Hi, thank you for your reply.
> Yeah for those you'd typically want to write a BashOperator,
This approach always confuses me, it looks like you are writing command line text generator in python. Unfortunately it's wide-spread practice. I don't believe in bash, it's hard to test and maintain
>That knows where to download the right version of a jar and fire it up.
I need some persistent storage for downloaded artifacts. Why do I need it if I already have HDFS? Oozie can use only HDFS, really oozie doesn't need to store somthing on local fs except server logs.
>- On our side the Airflow chef recipe inherits some of our Cloudera recipe,
One more thing to learn, support, maintain. Anyway, you should have puppet/chef/ansible to manage clusters, but is it good thing to couple it with workflow management tool?
>Not sure what you mean by "multiple cluster config problems"
Each AirFlow executor should have hadoop conf near itself. We could have several clusters conf and AirFlow should know their conf for these clusters, I have to keep these confs up to date. I don't want to bring AirFlow to cluster, I want to run AirFlow on dedicated machines/docker containers/whatever.
>Soon we'll have a YarnExecutor so that it plays nicely with Hadoop.
That would be great, I don't believe that Hadoop eco would decouple itself from YARN soon.

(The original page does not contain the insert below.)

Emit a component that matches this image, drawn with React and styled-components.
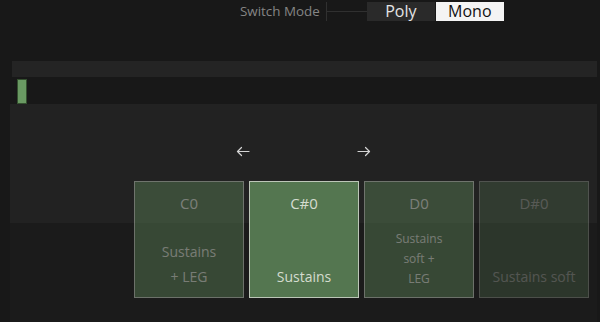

It's good to get rid of celery, rabbit e.t.c. since they give more moving parts to maintain, upgrade, monitor, alert.
>You'll need to sync a filesystem on many machines.
>cron abstraction pulling from a central git repo, ...
What if cron fails? We get inconsistent code across workers. One more thing to maintain, upgrade, monitor, alert.
>User commit DAG to repository,
We have inhouse tool right now which utilizes the same approach, It doesn't work in a long run. Reviewer and contributor could have 12 hours difference. so commiter should wait for a day until it's merged. Feedback loop becomes enormously long. The other thing, I don't want to be python code QA, it's user responsibility to write python code, my responsibility is to provide platform for running the code.
I plan other deployment schema.
We have an airflow installed as pip.
Airflow gets inhouse extensions installed by pip.
Airflow gives bootstrap functionality for the user. User runs built-in workflow with single operator that installs/updates user-provided pip module. When user pip module is installed, user can run workflow.
We are all completely independent. But synchronization problem still exists...
What is some of executors are down/unresposive/e.t.c.?